▸ Data segment
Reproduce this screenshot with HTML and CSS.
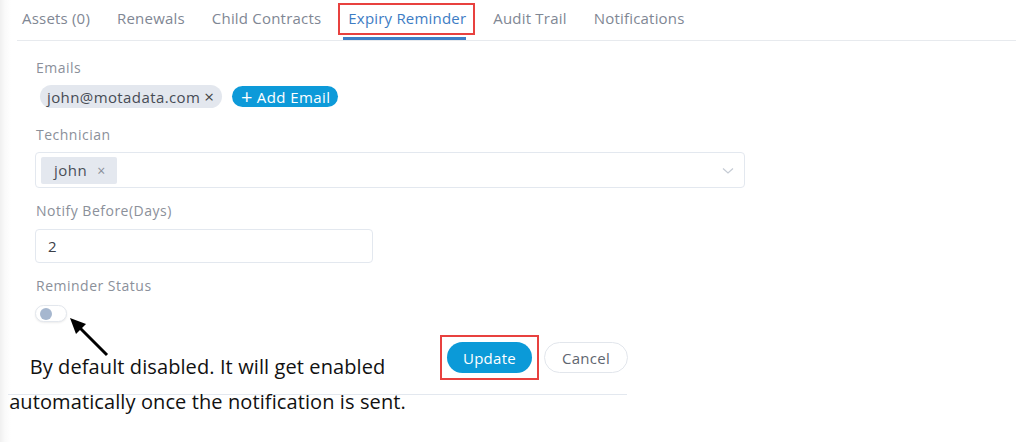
FILE: index.html
```html
<!DOCTYPE html>
<html>
<head>
<meta charset="utf-8">
<link rel="stylesheet" href="styles.css">
</head>
<body>
<div class="page">
  <nav class="tabs">
    <span class="tab">Assets (0)</span>
    <span class="tab">Renewals</span>
    <span class="tab">Child Contracts</span>
    <span class="tab tab-active">Expiry Reminder<span class="hl-box"></span></span>
    <span class="tab">Audit Trail</span>
    <span class="tab">Notifications</span>
  </nav>

  <form class="form">
    <div class="field">
      <label class="label">Emails</label>
      <div class="chips">
        <span class="chip-email">john@motadata.com <span class="x">×</span></span>
        <span class="btn-add"><span class="plus">+</span> Add Email</span>
      </div>
    </div>

    <div class="field">
      <label class="label">Technician</label>
      <div class="select">
        <span class="chip-tech">john <span class="x-small">×</span></span>
        <svg class="chev" width="12" height="8" viewBox="0 0 12 8"><path d="M1 1.5 L6 6 L11 1.5" fill="none" stroke="#c5cbd4" stroke-width="1.2"/></svg>
      </div>
    </div>

    <div class="field">
      <label class="label">Notify Before(Days)</label>
      <div class="input">2</div>
    </div>

    <div class="field">
      <label class="label">Reminder Status</label>
      <div class="toggle"><span class="knob"></span></div>
    </div>

    <div class="actions">
      <span class="hl-btn"><span class="btn-update">Update</span></span>
      <span class="btn-cancel">Cancel</span>
    </div>
    <div class="divider"></div>
  </form>

  <svg class="arrow" width="60" height="60" viewBox="0 0 60 60">
    <line x1="47" y1="45" x2="19" y2="17" stroke="#000" stroke-width="3"/>
    <polygon points="10,8 26,14 16,24" fill="#000"/>
  </svg>
  <div class="note">By default disabled. It will get enabled<br>automatically once the notification is sent.</div>
</div>
</body>
</html>
```

FILE: styles.css
```css
* { box-sizing: border-box; }
html, body { margin: 0; padding: 0; background: #fff; }
body {
  font-family: "Open Sans", "Liberation Sans", sans-serif;
  width: 1024px;
  height: 442px;
  overflow: hidden;
}
.page {
  position: relative;
  width: 1024px;
  height: 442px;
  background: linear-gradient(to right, #f0f0f0 0px, #fafafa 5px, #ffffff 11px);
}
.tabs {
  display: flex;
  align-items: flex-start;
  height: 41px;
  margin: 0 8px 0 17px;
  padding-left: 5px;
  border-bottom: 1px solid #e7eaee;
  gap: 27px;
}
.tab {
  font-size: 15px;
  letter-spacing: 0.2px;
  color: #7f8794;
  line-height: 36px;
  height: 40px;
  white-space: nowrap;
}
.tab-active {
  position: relative;
  color: #3d7cc4;
}
.tab-active::after {
  content: "";
  position: absolute;
  left: -5px;
  right: 0;
  bottom: 0;
  height: 3px;
  background: #3f7fc6;
}
.hl-box {
  position: absolute;
  left: -10px;
  right: -9px;
  top: 3px;
  height: 32px;
  border: 2px solid #e8413f;
  pointer-events: none;
}

.form {
  padding-left: 36px;
  margin: 0;
}
.field { display: block; }
.label {
  display: block;
  font-size: 14px;
  letter-spacing: 0.5px;
  color: #8b909a;
  line-height: 18px;
}
.field:nth-child(1) .label { margin-top: 18px; }
.chips {
  display: flex;
  align-items: center;
  gap: 10px;
  margin-top: 8px;
  margin-left: 4px;
}
.chip-email {
  display: inline-flex;
  align-items: center;
  height: 23px;
  padding: 0 8px 0 7px;
  border-radius: 12px;
  background: #e3e7ee;
  color: #474c55;
  font-size: 15px;
  letter-spacing: 0.4px;
}
.chip-email .x { margin-left: 4px; font-size: 17px; color: #444; letter-spacing: 0; }
.btn-add {
  display: inline-flex;
  align-items: center;
  height: 21px;
  padding: 0 8px 0 9px;
  border-radius: 11px;
  background: #0d9ad9;
  color: #fff;
  font-size: 15px;
  letter-spacing: 0.4px;
}
.btn-add .plus { font-size: 20px; margin-right: 4px; line-height: 1; }

.field:nth-child(2) .label { margin-top: 18px; }
.select {
  position: relative;
  display: flex;
  align-items: center;
  width: 710px;
  height: 36px;
  margin-left: -1px;
  margin-top: 8px;
  border: 1px solid #e3e8ef;
  border-radius: 4px;
  padding-left: 5px;
}
.chip-tech {
  display: inline-flex;
  align-items: center;
  height: 27px;
  padding: 0 11px 0 13px;
  background: #e4e8ef;
  border-radius: 2px;
  color: #4a4f58;
  font-size: 15px;
  letter-spacing: 0.5px;
}
.chip-tech .x-small { margin-left: 10px; font-size: 14px; color: #8a8f99; }
.chev { position: absolute; right: 10px; top: 14px; }

.field:nth-child(3) .label { margin-top: 14px; }
.input {
  width: 338px;
  height: 34px;
  margin-left: -1px;
  margin-top: 9px;
  border: 1px solid #e3e8ef;
  border-radius: 4px;
  padding-left: 12px;
  font-size: 15px;
  line-height: 32px;
  color: #3c4048;
}

.field:nth-child(4) .label { margin-top: 14px; }
.toggle {
  width: 32px;
  height: 17px;
  margin-left: -1px;
  margin-top: 10px;
  border: 1px solid #e3e7ed;
  border-radius: 9px;
  background: #fff;
  box-shadow: 0 1px 2px rgba(0,0,0,0.08);
  position: relative;
}
.knob {
  position: absolute;
  left: 4px;
  top: 2px;
  width: 12px;
  height: 12px;
  border-radius: 50%;
  background: #a6b7cf;
}

.actions {
  display: flex;
  align-items: center;
  gap: 12px;
  margin-left: 404px;
  margin-top: 13px;
}
.hl-btn {
  display: inline-block;
  padding: 5px;
  border: 2px solid #e8413f;
}
.btn-update {
  display: flex;
  align-items: center;
  justify-content: center;
  width: 85px;
  height: 31px;
  border-radius: 16px;
  background: #0b9ad8;
  color: #fff;
  font-size: 15px;
  letter-spacing: 0.3px;
}
.btn-cancel {
  display: flex;
  align-items: center;
  justify-content: center;
  width: 84px;
  height: 31px;
  border-radius: 16px;
  border: 1px solid #e2e6ec;
  color: #5f6670;
  font-size: 15px;
  letter-spacing: 0.3px;
  margin-left: -7px;
}
.divider {
  width: 619px;
  margin-left: -28px;
  margin-top: 14px;
  border-top: 1px solid #e3e8ef;
}

.arrow {
  position: absolute;
  left: 60px;
  top: 310px;
}
.note {
  position: absolute;
  left: 0;
  top: 349px;
  width: 415px;
  text-align: center;
  font-size: 20px;
  letter-spacing: 0.1px;
  line-height: 35px;
  color: #111;
}
```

▸ Exercise objective
Write the listing above out again exactly, dropping each image.

▸ Exercise solution
Reproduce this screenshot with HTML and CSS.
FILE: index.html
```html
<!DOCTYPE html>
<html>
<head>
<meta charset="utf-8">
<link rel="stylesheet" href="styles.css">
</head>
<body>
<div class="page">
  <nav class="tabs">
    <span class="tab">Assets (0)</span>
    <span class="tab">Renewals</span>
    <span class="tab">Child Contracts</span>
    <span class="tab tab-active">Expiry Reminder<span class="hl-box"></span></span>
    <span class="tab">Audit Trail</span>
    <span class="tab">Notifications</span>
  </nav>

  <form class="form">
    <div class="field">
      <label class="label">Emails</label>
      <div class="chips">
        <span class="chip-email">john@motadata.com <span class="x">×</span></span>
        <span class="btn-add"><span class="plus">+</span> Add Email</span>
      </div>
    </div>

    <div class="field">
      <label class="label">Technician</label>
      <div class="select">
        <span class="chip-tech">john <span class="x-small">×</span></span>
        <svg class="chev" width="12" height="8" viewBox="0 0 12 8"><path d="M1 1.5 L6 6 L11 1.5" fill="none" stroke="#c5cbd4" stroke-width="1.2"/></svg>
      </div>
    </div>

    <div class="field">
      <label class="label">Notify Before(Days)</label>
      <div class="input">2</div>
    </div>

    <div class="field">
      <label class="label">Reminder Status</label>
      <div class="toggle"><span class="knob"></span></div>
    </div>

    <div class="actions">
      <span class="hl-btn"><span class="btn-update">Update</span></span>
      <span class="btn-cancel">Cancel</span>
    </div>
    <div class="divider"></div>
  </form>

  <svg class="arrow" width="60" height="60" viewBox="0 0 60 60">
    <line x1="47" y1="45" x2="19" y2="17" stroke="#000" stroke-width="3"/>
    <polygon points="10,8 26,14 16,24" fill="#000"/>
  </svg>
  <div class="note">By default disabled. It will get enabled<br>automatically once the notification is sent.</div>
</div>
</body>
</html>
```

FILE: styles.css
```css
* { box-sizing: border-box; }
html, body { margin: 0; padding: 0; background: #fff; }
body {
  font-family: "Open Sans", "Liberation Sans", sans-serif;
  width: 1024px;
  height: 442px;
  overflow: hidden;
}
.page {
  position: relative;
  width: 1024px;
  height: 442px;
  background: linear-gradient(to right, #f0f0f0 0px, #fafafa 5px, #ffffff 11px);
}
.tabs {
  display: flex;
  align-items: flex-start;
  height: 41px;
  margin: 0 8px 0 17px;
  padding-left: 5px;
  border-bottom: 1px solid #e7eaee;
  gap: 27px;
}
.tab {
  font-size: 15px;
  letter-spacing: 0.2px;
  color: #7f8794;
  line-height: 36px;
  height: 40px;
  white-space: nowrap;
}
.tab-active {
  position: relative;
  color: #3d7cc4;
}
.tab-active::after {
  content: "";
  position: absolute;
  left: -5px;
  right: 0;
  bottom: 0;
  height: 3px;
  background: #3f7fc6;
}
.hl-box {
  position: absolute;
  left: -10px;
  right: -9px;
  top: 3px;
  height: 32px;
  border: 2px solid #e8413f;
  pointer-events: none;
}

.form {
  padding-left: 36px;
  margin: 0;
}
.field { display: block; }
.label {
  display: block;
  font-size: 14px;
  letter-spacing: 0.5px;
  color: #8b909a;
  line-height: 18px;
}
.field:nth-child(1) .label { margin-top: 18px; }
.chips {
  display: flex;
  align-items: center;
  gap: 10px;
  margin-top: 8px;
  margin-left: 4px;
}
.chip-email {
  display: inline-flex;
  align-items: center;
  height: 23px;
  padding: 0 8px 0 7px;
  border-radius: 12px;
  background: #e3e7ee;
  color: #474c55;
  font-size: 15px;
  letter-spacing: 0.4px;
}
.chip-email .x { margin-left: 4px; font-size: 17px; color: #444; letter-spacing: 0; }
.btn-add {
  display: inline-flex;
  align-items: center;
  height: 21px;
  padding: 0 8px 0 9px;
  border-radius: 11px;
  background: #0d9ad9;
  color: #fff;
  font-size: 15px;
  letter-spacing: 0.4px;
}
.btn-add .plus { font-size: 20px; margin-right: 4px; line-height: 1; }

.field:nth-child(2) .label { margin-top: 18px; }
.select {
  position: relative;
  display: flex;
  align-items: center;
  width: 710px;
  height: 36px;
  margin-left: -1px;
  margin-top: 8px;
  border: 1px solid #e3e8ef;
  border-radius: 4px;
  padding-left: 5px;
}
.chip-tech {
  display: inline-flex;
  align-items: center;
  height: 27px;
  padding: 0 11px 0 13px;
  background: #e4e8ef;
  border-radius: 2px;
  color: #4a4f58;
  font-size: 15px;
  letter-spacing: 0.5px;
}
.chip-tech .x-small { margin-left: 10px; font-size: 14px; color: #8a8f99; }
.chev { position: absolute; right: 10px; top: 14px; }

.field:nth-child(3) .label { margin-top: 14px; }
.input {
  width: 338px;
  height: 34px;
  margin-left: -1px;
  margin-top: 9px;
  border: 1px solid #e3e8ef;
  border-radius: 4px;
  padding-left: 12px;
  font-size: 15px;
  line-height: 32px;
  color: #3c4048;
}

.field:nth-child(4) .label { margin-top: 14px; }
.toggle {
  width: 32px;
  height: 17px;
  margin-left: -1px;
  margin-top: 10px;
  border: 1px solid #e3e7ed;
  border-radius: 9px;
  background: #fff;
  box-shadow: 0 1px 2px rgba(0,0,0,0.08);
  position: relative;
}
.knob {
  position: absolute;
  left: 4px;
  top: 2px;
  width: 12px;
  height: 12px;
  border-radius: 50%;
  background: #a6b7cf;
}

.actions {
  display: flex;
  align-items: center;
  gap: 12px;
  margin-left: 404px;
  margin-top: 13px;
}
.hl-btn {
  display: inline-block;
  padding: 5px;
  border: 2px solid #e8413f;
}
.btn-update {
  display: flex;
  align-items: center;
  justify-content: center;
  width: 85px;
  height: 31px;
  border-radius: 16px;
  background: #0b9ad8;
  color: #fff;
  font-size: 15px;
  letter-spacing: 0.3px;
}
.btn-cancel {
  display: flex;
  align-items: center;
  justify-content: center;
  width: 84px;
  height: 31px;
  border-radius: 16px;
  border: 1px solid #e2e6ec;
  color: #5f6670;
  font-size: 15px;
  letter-spacing: 0.3px;
  margin-left: -7px;
}
.divider {
  width: 619px;
  margin-left: -28px;
  margin-top: 14px;
  border-top: 1px solid #e3e8ef;
}

.arrow {
  position: absolute;
  left: 60px;
  top: 310px;
}
.note {
  position: absolute;
  left: 0;
  top: 349px;
  width: 415px;
  text-align: center;
  font-size: 20px;
  letter-spacing: 0.1px;
  line-height: 35px;
  color: #111;
}
```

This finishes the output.